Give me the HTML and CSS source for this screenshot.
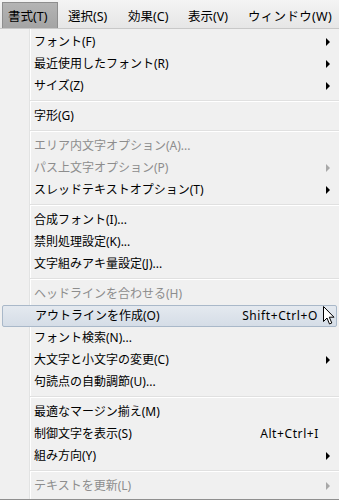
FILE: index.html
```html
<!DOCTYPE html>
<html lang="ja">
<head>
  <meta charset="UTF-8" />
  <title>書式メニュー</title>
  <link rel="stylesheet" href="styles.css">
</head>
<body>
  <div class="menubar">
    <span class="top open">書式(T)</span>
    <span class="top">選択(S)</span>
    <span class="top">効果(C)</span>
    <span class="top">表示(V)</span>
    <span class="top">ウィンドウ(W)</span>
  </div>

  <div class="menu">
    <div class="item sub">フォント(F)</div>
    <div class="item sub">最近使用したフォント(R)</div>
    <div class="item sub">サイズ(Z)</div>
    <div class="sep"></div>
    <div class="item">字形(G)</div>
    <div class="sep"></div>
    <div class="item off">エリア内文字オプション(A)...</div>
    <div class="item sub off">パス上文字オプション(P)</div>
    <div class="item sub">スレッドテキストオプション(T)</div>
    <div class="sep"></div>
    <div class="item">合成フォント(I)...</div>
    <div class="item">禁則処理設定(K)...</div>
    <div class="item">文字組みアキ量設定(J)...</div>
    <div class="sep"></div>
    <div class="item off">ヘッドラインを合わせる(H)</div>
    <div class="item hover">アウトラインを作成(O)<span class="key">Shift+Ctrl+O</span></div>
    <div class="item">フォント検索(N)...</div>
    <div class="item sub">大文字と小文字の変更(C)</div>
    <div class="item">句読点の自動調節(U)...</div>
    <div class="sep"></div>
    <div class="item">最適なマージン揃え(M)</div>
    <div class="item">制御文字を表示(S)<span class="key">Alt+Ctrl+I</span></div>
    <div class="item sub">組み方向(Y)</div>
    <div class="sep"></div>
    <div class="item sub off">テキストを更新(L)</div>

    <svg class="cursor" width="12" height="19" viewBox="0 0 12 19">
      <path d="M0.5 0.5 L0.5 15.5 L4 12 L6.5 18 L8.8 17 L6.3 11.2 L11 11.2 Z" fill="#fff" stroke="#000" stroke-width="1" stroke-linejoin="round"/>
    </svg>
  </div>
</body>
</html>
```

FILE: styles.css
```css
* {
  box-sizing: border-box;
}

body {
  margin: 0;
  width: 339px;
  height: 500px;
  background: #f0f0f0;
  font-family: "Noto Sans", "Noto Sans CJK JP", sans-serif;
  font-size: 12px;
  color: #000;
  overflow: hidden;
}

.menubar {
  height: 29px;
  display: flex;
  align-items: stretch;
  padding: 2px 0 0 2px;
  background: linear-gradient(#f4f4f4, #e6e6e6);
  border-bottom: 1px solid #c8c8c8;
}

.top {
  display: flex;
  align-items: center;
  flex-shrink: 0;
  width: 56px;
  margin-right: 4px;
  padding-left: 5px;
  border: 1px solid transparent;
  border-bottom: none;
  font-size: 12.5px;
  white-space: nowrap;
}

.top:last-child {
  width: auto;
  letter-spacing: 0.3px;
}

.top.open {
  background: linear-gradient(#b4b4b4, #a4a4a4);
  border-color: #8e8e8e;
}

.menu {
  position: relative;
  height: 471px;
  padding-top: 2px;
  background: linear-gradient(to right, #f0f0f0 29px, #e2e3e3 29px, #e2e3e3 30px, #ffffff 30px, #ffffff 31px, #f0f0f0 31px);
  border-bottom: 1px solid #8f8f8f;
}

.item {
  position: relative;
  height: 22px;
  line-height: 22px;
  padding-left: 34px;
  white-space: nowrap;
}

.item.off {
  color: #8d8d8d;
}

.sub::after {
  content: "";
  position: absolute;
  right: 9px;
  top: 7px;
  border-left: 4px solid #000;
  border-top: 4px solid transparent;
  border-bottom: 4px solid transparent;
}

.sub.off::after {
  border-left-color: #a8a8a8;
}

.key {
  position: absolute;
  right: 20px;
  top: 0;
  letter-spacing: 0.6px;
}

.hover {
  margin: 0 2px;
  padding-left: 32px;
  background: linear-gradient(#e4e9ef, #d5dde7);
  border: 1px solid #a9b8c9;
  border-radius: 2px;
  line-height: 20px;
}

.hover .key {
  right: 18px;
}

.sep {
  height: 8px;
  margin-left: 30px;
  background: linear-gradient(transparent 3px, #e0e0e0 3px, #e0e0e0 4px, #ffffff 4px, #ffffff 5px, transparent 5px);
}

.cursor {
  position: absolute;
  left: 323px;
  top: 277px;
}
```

◆ ◆ ◆ ◆

The exercise = Repeat the listing verbatim. Skip the pictures.

Exercise solution =
Give me the HTML and CSS source for this screenshot.
FILE: index.html
```html
<!DOCTYPE html>
<html lang="ja">
<head>
  <meta charset="UTF-8" />
  <title>書式メニュー</title>
  <link rel="stylesheet" href="styles.css">
</head>
<body>
  <div class="menubar">
    <span class="top open">書式(T)</span>
    <span class="top">選択(S)</span>
    <span class="top">効果(C)</span>
    <span class="top">表示(V)</span>
    <span class="top">ウィンドウ(W)</span>
  </div>

  <div class="menu">
    <div class="item sub">フォント(F)</div>
    <div class="item sub">最近使用したフォント(R)</div>
    <div class="item sub">サイズ(Z)</div>
    <div class="sep"></div>
    <div class="item">字形(G)</div>
    <div class="sep"></div>
    <div class="item off">エリア内文字オプション(A)...</div>
    <div class="item sub off">パス上文字オプション(P)</div>
    <div class="item sub">スレッドテキストオプション(T)</div>
    <div class="sep"></div>
    <div class="item">合成フォント(I)...</div>
    <div class="item">禁則処理設定(K)...</div>
    <div class="item">文字組みアキ量設定(J)...</div>
    <div class="sep"></div>
    <div class="item off">ヘッドラインを合わせる(H)</div>
    <div class="item hover">アウトラインを作成(O)<span class="key">Shift+Ctrl+O</span></div>
    <div class="item">フォント検索(N)...</div>
    <div class="item sub">大文字と小文字の変更(C)</div>
    <div class="item">句読点の自動調節(U)...</div>
    <div class="sep"></div>
    <div class="item">最適なマージン揃え(M)</div>
    <div class="item">制御文字を表示(S)<span class="key">Alt+Ctrl+I</span></div>
    <div class="item sub">組み方向(Y)</div>
    <div class="sep"></div>
    <div class="item sub off">テキストを更新(L)</div>

    <svg class="cursor" width="12" height="19" viewBox="0 0 12 19">
      <path d="M0.5 0.5 L0.5 15.5 L4 12 L6.5 18 L8.8 17 L6.3 11.2 L11 11.2 Z" fill="#fff" stroke="#000" stroke-width="1" stroke-linejoin="round"/>
    </svg>
  </div>
</body>
</html>
```

FILE: styles.css
```css
* {
  box-sizing: border-box;
}

body {
  margin: 0;
  width: 339px;
  height: 500px;
  background: #f0f0f0;
  font-family: "Noto Sans", "Noto Sans CJK JP", sans-serif;
  font-size: 12px;
  color: #000;
  overflow: hidden;
}

.menubar {
  height: 29px;
  display: flex;
  align-items: stretch;
  padding: 2px 0 0 2px;
  background: linear-gradient(#f4f4f4, #e6e6e6);
  border-bottom: 1px solid #c8c8c8;
}

.top {
  display: flex;
  align-items: center;
  flex-shrink: 0;
  width: 56px;
  margin-right: 4px;
  padding-left: 5px;
  border: 1px solid transparent;
  border-bottom: none;
  font-size: 12.5px;
  white-space: nowrap;
}

.top:last-child {
  width: auto;
  letter-spacing: 0.3px;
}

.top.open {
  background: linear-gradient(#b4b4b4, #a4a4a4);
  border-color: #8e8e8e;
}

.menu {
  position: relative;
  height: 471px;
  padding-top: 2px;
  background: linear-gradient(to right, #f0f0f0 29px, #e2e3e3 29px, #e2e3e3 30px, #ffffff 30px, #ffffff 31px, #f0f0f0 31px);
  border-bottom: 1px solid #8f8f8f;
}

.item {
  position: relative;
  height: 22px;
  line-height: 22px;
  padding-left: 34px;
  white-space: nowrap;
}

.item.off {
  color: #8d8d8d;
}

.sub::after {
  content: "";
  position: absolute;
  right: 9px;
  top: 7px;
  border-left: 4px solid #000;
  border-top: 4px solid transparent;
  border-bottom: 4px solid transparent;
}

.sub.off::after {
  border-left-color: #a8a8a8;
}

.key {
  position: absolute;
  right: 20px;
  top: 0;
  letter-spacing: 0.6px;
}

.hover {
  margin: 0 2px;
  padding-left: 32px;
  background: linear-gradient(#e4e9ef, #d5dde7);
  border: 1px solid #a9b8c9;
  border-radius: 2px;
  line-height: 20px;
}

.hover .key {
  right: 18px;
}

.sep {
  height: 8px;
  margin-left: 30px;
  background: linear-gradient(transparent 3px, #e0e0e0 3px, #e0e0e0 4px, #ffffff 4px, #ffffff 5px, transparent 5px);
}

.cursor {
  position: absolute;
  left: 323px;
  top: 277px;
}
```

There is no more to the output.